DOING EVERYTHING FOR GOD’S APPROVAL

Archbishop François Fénelon (1651-1725) noticed now that the war was over and people got back to their routines, their constant seeking God for help in times of trouble faded, and they gave God less and less of their attention and time. As a result, church attendance lessened, their focus was more on feeding their stomachs than feeding their souls. So, the Bishop cautioned them by sharing wise words of the past.

He reminded them that St. Augustine once said that “Whatever we love outside God, so much the less do we love Him.” It is like a river from which a farmer digs a channel to redirect water for personal use. Such a diversion takes away from what belongs to God and gives rise to aggravation and trouble, God desires to have everything, and His love for us cannot endure a divided heart. The slightest affection apart from Him becomes a hindrance and causes indifference and consequent separation. The soul can expect to find peace only through love that holds nothing back.

Fénelon sees that such disintegration of commitment to God among His people is a great enemy of remembering what they used to be before He came into their lives. The reactivation of old feelings for worldly things activates and distracts the soul and drives it from its proper resting place. Further still, it kindles the senses and the imagination, and to quiet them again is hard to do, while the very effort to do so is in itself inevitably a distraction.

So, urges the bishop, give quiet, calm attention to those things assigned to your care by the Lord. Then, gaining wisdom and insight from God’s Word of what to do during seasons when their heart is open to instruction will ensure the accomplishment of a great deal more by quiet, thoughtful work done while God looks on rather than hidden from God’s sight by all the busy eagerness and overactivity of our restless human nature.[1]

So, what can God’s Word tell us about being distracted from doing what He called us to do for His pleasure, not ours? One way would be to listen to what Moses told the Israelites about their mission to live and work in the Promised Land for His glory. The chosen prophet said to them that if they listen obediently to the Voice of God, their God, and heartily obey all His commandments that he issued that day, God, their God, would place them high above all the nations of the world. All these blessings will come down on you and spread out beyond you because you have responded to the Voice of God, your God. Moses then goes on the spell out those blessings.[2]
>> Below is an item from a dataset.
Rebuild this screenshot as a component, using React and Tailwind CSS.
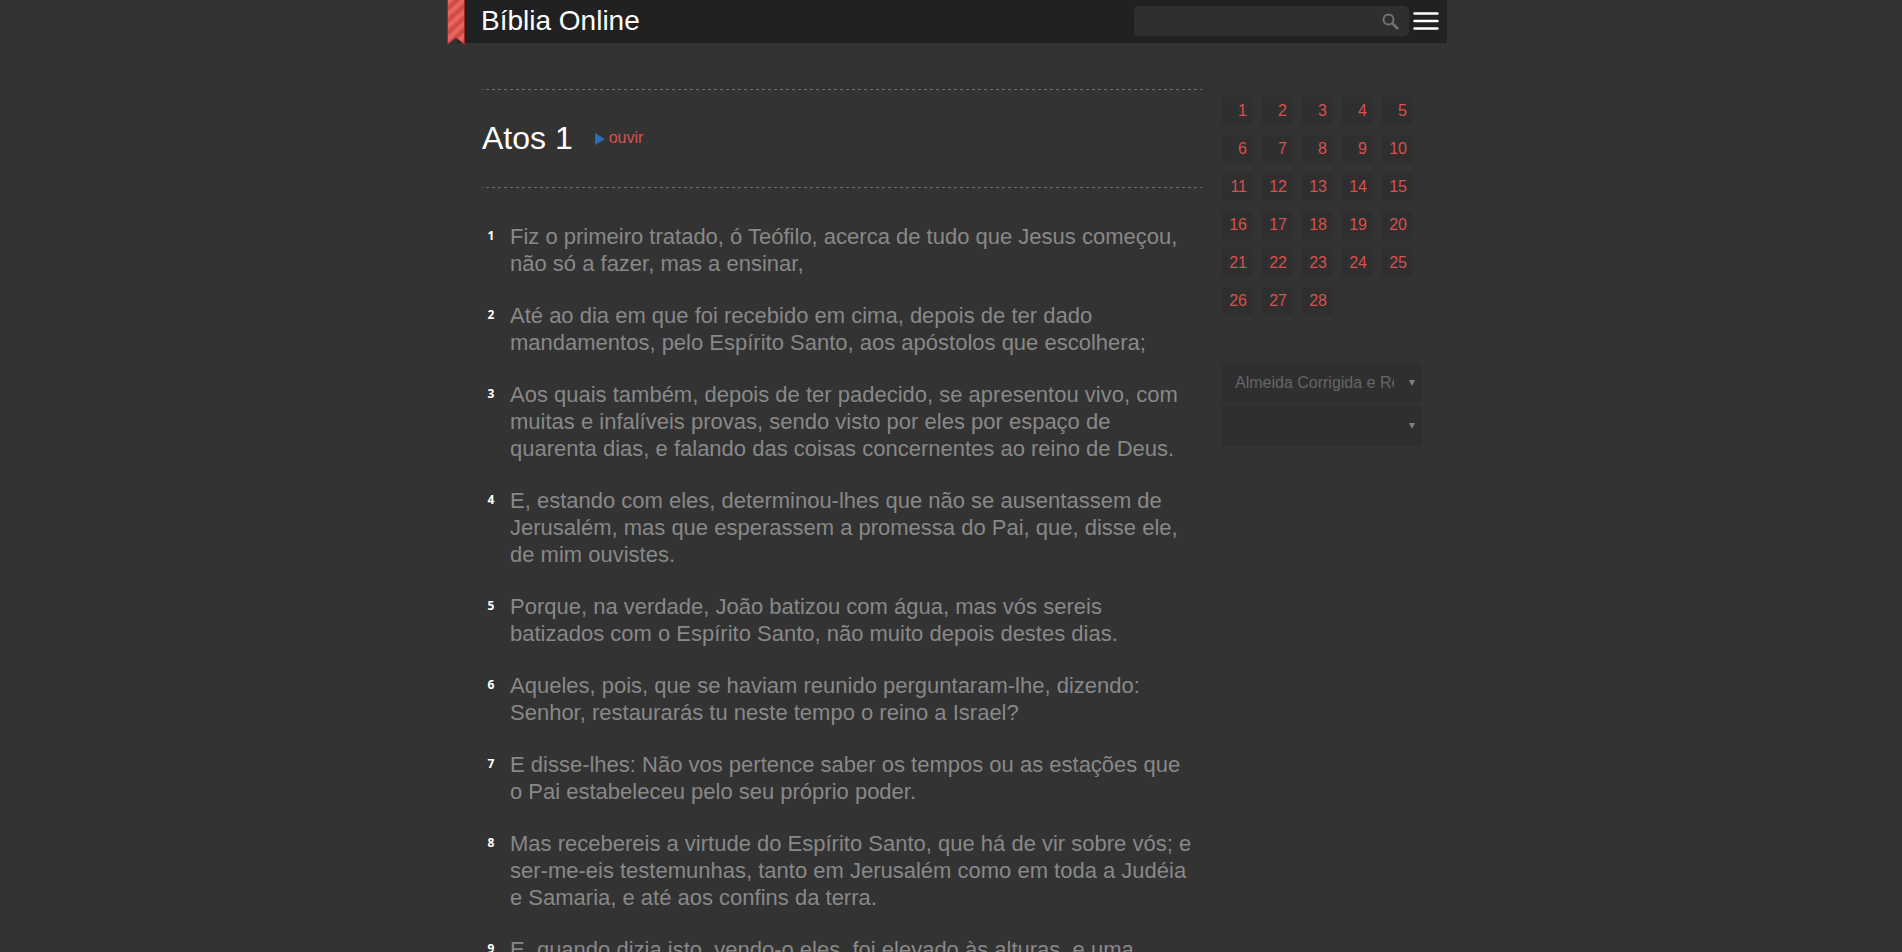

However, Jesus, often a man of few words, states plainly, “where your treasure is, there your heart will also be.” [3] That’s why His disciple, James, told his readers not to fool themselves into thinking that they are good listeners when they let God’s Word go in one ear and out the other.[4] And the Apostle Paul told the Corinthians what he wanted them to do whatever would help them serve the Lord best, with as few other things as possible to distract their attention from Him.[5]

So, keep in mind that “distraction” is defined as things that prevent someone from concentrating on what they need to be doing. In fact, a diversion is an activity a person gets involved in for their immediate pleasure. Our goal is the kingdom of God while here on earth so that we can join our King in heaven.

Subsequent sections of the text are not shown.